As a wine connoisseur, you have probably visited some of the world’s most popular wine regions. Perhaps, you’ve spent some time in Tuscany, discovering the region’s world-renowned Chianti wines. Or maybe you’ve been to Bordeaux, which has a reputation for producing sumptuous reds. This might come as a surprise, but places like Madagascar, Hawaii, India, Japan, and Scotland also produce wines worth discovering. If you’re interested in learning more about these places and the wines they make, we take a look at these obscure wine regions below.

Rope bridge in Tsingy, Madagascar

Madagascar

Madagascar is a massive island on the southeast coast of Africa. Given its location, you would not expect that the island is a wine-producing country. However, the French, who colonized the country during the 1800s, have left a strong winemaking legacy. 

You’ll find hundreds of small vineyards around the island, each home to a few hectares of vines. These vineyards are slowly consolidating into bigger vineyards. However, very little wine is being exported from Madagascar to the US or Europe. Nowadays, Dzama rum is the island’s main alcoholic export and accounts for around 60% of the island’s alcohol market.
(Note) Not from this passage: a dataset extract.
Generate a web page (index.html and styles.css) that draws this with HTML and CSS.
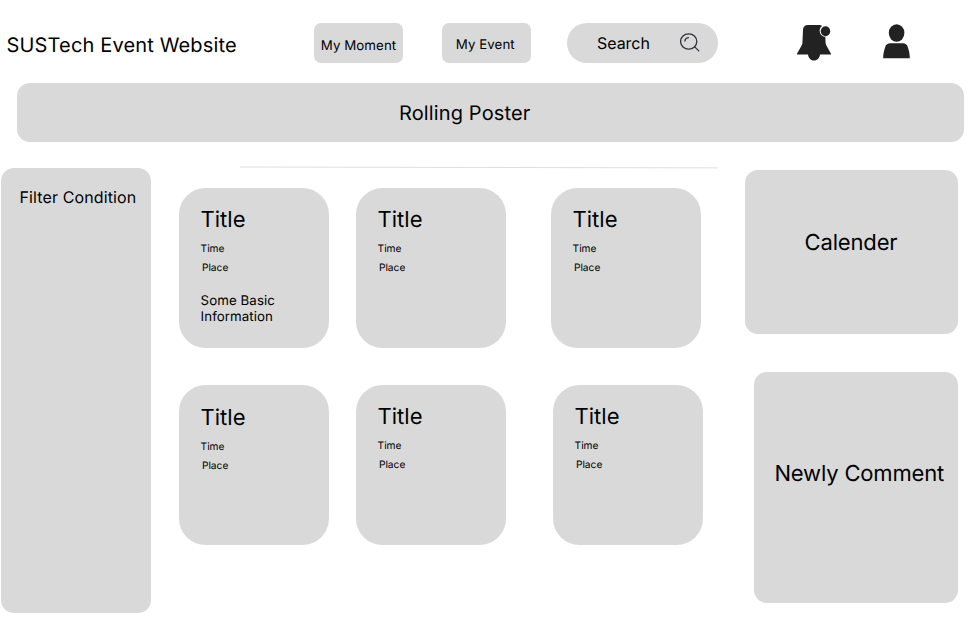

These rums are being exported worldwide and have received numerous accolades and high praise from rum critics.

The Soavita Vineyards is one of those places to go on a wine tour in Madagascar. It’s located in a large town called Ambalavao. In addition to tasting fine wine, you can visit a small shop in Ambalavao where local women make artistic and decorative paper using raw wood pulp.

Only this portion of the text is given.